The mouth has the ability to grip up soil or cut straight through rock, which has led to the researchers say that the vehicle could assist with gathering samples on Mars once the mission kicks off in 2018. The most recent vehicles sent to Mars collects samples through using shovels. Michael Frank, on his way to getting his P.h.D. at the Jacobs School of Engineering at UC San Diego and one of the author's of the paper said: "Our goal was a bio-inspired device that's more precise and efficient at grabbing ground samples from different areas, and won't disturb the surrounding area like a shovel would."
This could be useful in the future of civil engineering if the team could team up with construction vehicles to build a similar system for site construction.
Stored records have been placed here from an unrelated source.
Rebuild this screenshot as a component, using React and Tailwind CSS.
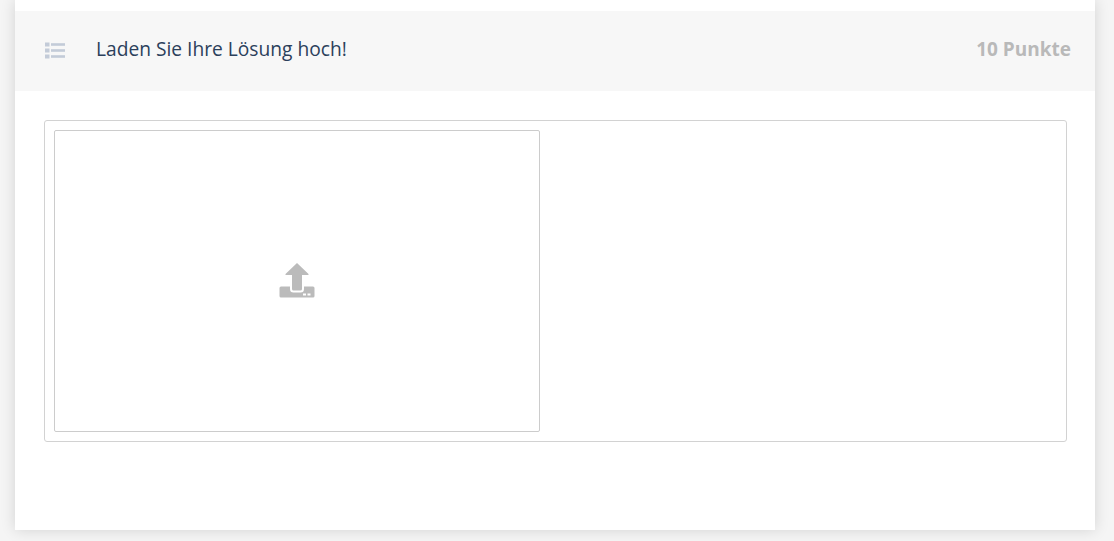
function ListIcon() {
  return (
    <svg width="20" height="18" viewBox="0 0 20 18" className="text-[#c3cbd8]" fill="currentColor">
      <rect x="0" y="0.5" width="4.5" height="4" />
      <rect x="0" y="6.5" width="4.5" height="4" />
      <rect x="0" y="12.5" width="4.5" height="4" />
      <rect x="6" y="1.2" width="14" height="2.6" />
      <rect x="6" y="7.2" width="14" height="2.6" />
      <rect x="6" y="13.2" width="14" height="2.6" />
    </svg>
  );
}

function UploadIcon() {
  return (
    <svg width="36" height="36" viewBox="0 0 36 36" fill="#bbbbbb">
      <path d="M18 0 L29.5 11 Q30 12 29 12 L23 12 L23 26 Q23 27.5 21.5 27.5 L14.5 27.5 Q13 27.5 13 26 L13 12 L7 12 Q6 12 6.5 11 Z" />
      <path d="M2 23.5 L11 23.5 L11 26 Q11 29.5 14.5 29.5 L21.5 29.5 Q25 29.5 25 26 L25 23.5 L34 23.5 Q35.5 23.5 35.5 25 L35.5 33 Q35.5 34.5 34 34.5 L2 34.5 Q0.5 34.5 0.5 33 L0.5 25 Q0.5 23.5 2 23.5 Z" />
      <rect x="24" y="30.5" width="3" height="2" fill="#fff" />
      <rect x="28.5" y="30.5" width="3" height="2" fill="#fff" />
    </svg>
  );
}

export default function App() {
  return (
    <div className="h-[541px] bg-[#f5f5f5] pl-[15px] pr-[19px] font-['Open_Sans',sans-serif] overflow-hidden">
      <div className="h-[530px] bg-white pt-[11px] shadow-[0_0_14px_rgba(0,0,0,0.14)]">
        <div className="h-[80px] bg-[#f7f7f7] flex items-center pl-[30px] pr-[24px]">
          <ListIcon />
          <h2 className="ml-[31px] text-[19.2px] leading-[26px] mb-[4px] text-[#2b405b] flex-1">Laden Sie Ihre Lösung hoch!</h2>
          <span className="text-[19px] leading-[26px] mb-[4px] font-bold text-[#b9b9b9]">10 Punkte</span>
        </div>
        <div className="mt-[29px] mx-[29px] w-[1023px] h-[322px] border border-[#d2d2d2] rounded-[3px] p-[9px]">
          <div className="w-[486px] h-[302px] border border-[#cccccc] rounded-[2px] flex items-center justify-center">
            <UploadIcon />
          </div>
        </div>
      </div>
    </div>
  );
}
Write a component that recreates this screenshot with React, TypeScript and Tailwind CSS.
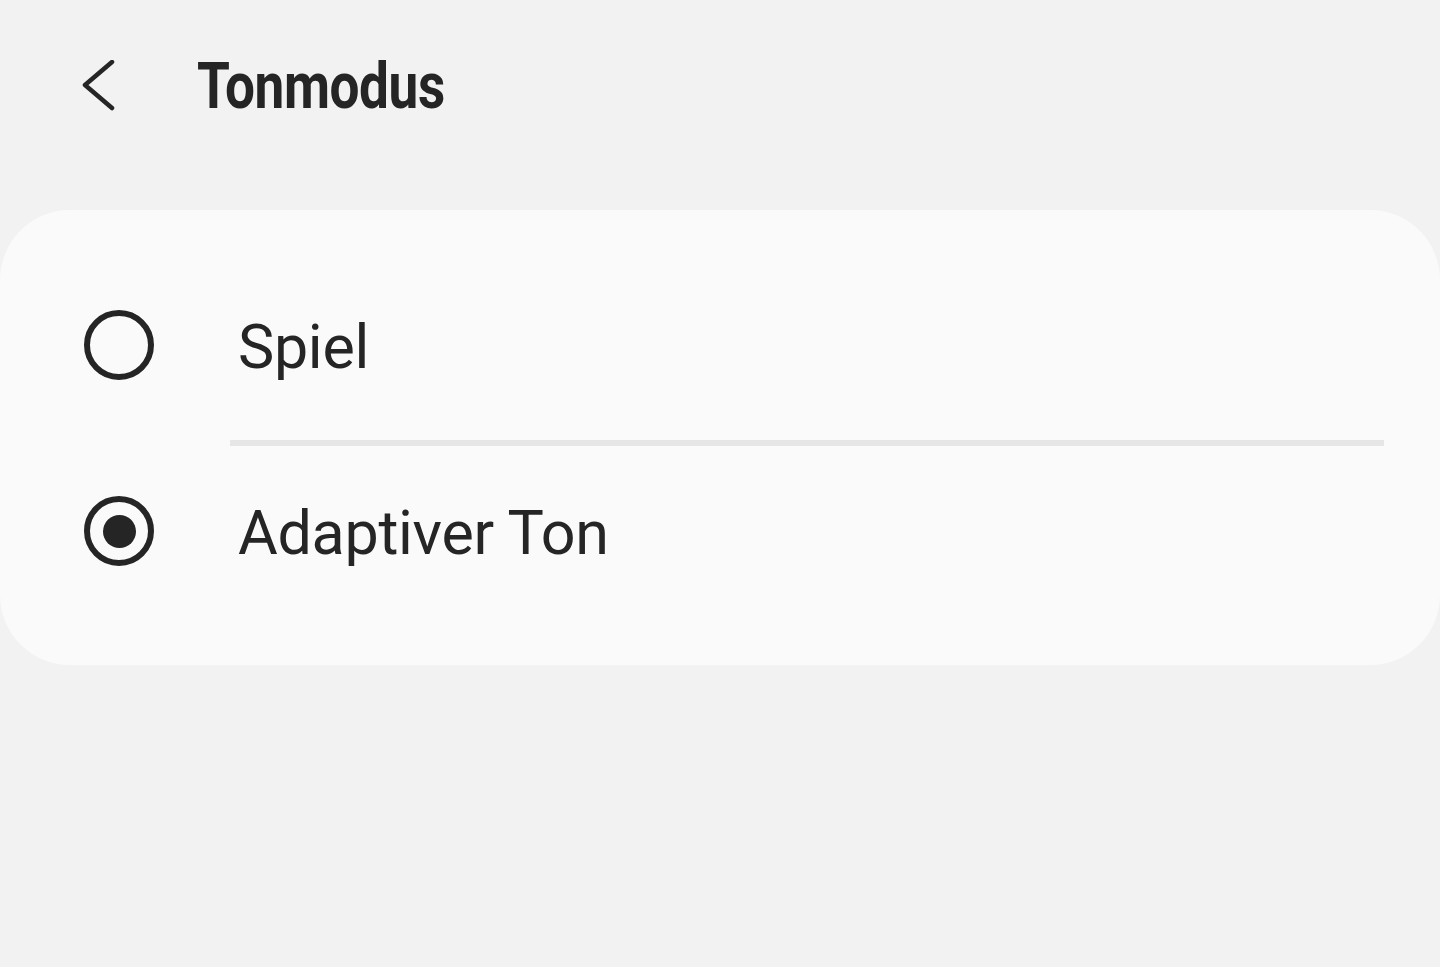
export default function App() {
  return (
    <div
      className="min-h-[967px] w-[1440px] bg-[#f2f2f2] text-[#252525]"
      style={{ fontFamily: "Roboto, 'Noto Sans', sans-serif" }}
    >
      {/* Header */}
      <div className="flex h-[170px] items-start pt-[42px]">
        <button type="button" className="ml-[81px] flex h-[90px] w-[36px] items-center">
          <svg width="36" height="54" viewBox="0 0 36 54" fill="none">
            <path
              d="M31 2 L4 25 L31 48"
              stroke="#252525"
              strokeWidth="4.5"
              strokeLinecap="round"
              strokeLinejoin="round"
            />
          </svg>
        </button>
        <h1 className="ml-[80px] h-[90px] origin-left scale-x-[0.83] text-[64px] font-bold leading-[90px] tracking-[-0.5px]">
          Tonmodus
        </h1>
      </div>

      {/* Options card */}
      <div className="mt-[40px] rounded-[70px] bg-[#fafafa] pt-[42px] pb-[49px]">
        <div className="flex h-[186px] items-center">
          <span className="ml-[84px] h-[70px] w-[70px] rounded-full border-[6px] border-[#252525]" />
          <span className="ml-[84px] pt-[4px] text-[61px] leading-none tracking-[-0.3px]">Spiel</span>
        </div>
        <div className="mt-[2px] ml-[230px] mr-[56px] h-[6px] bg-[#e6e6e6]" />
        <div className="flex h-[170px] items-center">
          <span className="ml-[84px] flex h-[70px] w-[70px] items-center justify-center rounded-full border-[6px] border-[#252525]">
            <span className="h-[33px] w-[33px] rounded-full bg-[#252525]" />
          </span>
          <span className="ml-[84px] pt-[4px] text-[61px] leading-none tracking-[-0.3px]">Adaptiver Ton</span>
        </div>
      </div>
    </div>
  );
}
The group is led by Joanna McKittrick, a mechanical engineering professor and encourages the group to look at nature for inspiration when designing something.
The engineers tested the claw out by connecting it to a rover-like vehicle and letting it capture soil that was at a similar density of Mars' sand.
In the abstract to their report, the engineers say:
Bioinspired design is an emerging field that takes inspiration from nature to develop high-performance materials and devices.
We describe the bioinspiration process as including animal observation, specimen characterization, device fabrication and mechanism bioexploration.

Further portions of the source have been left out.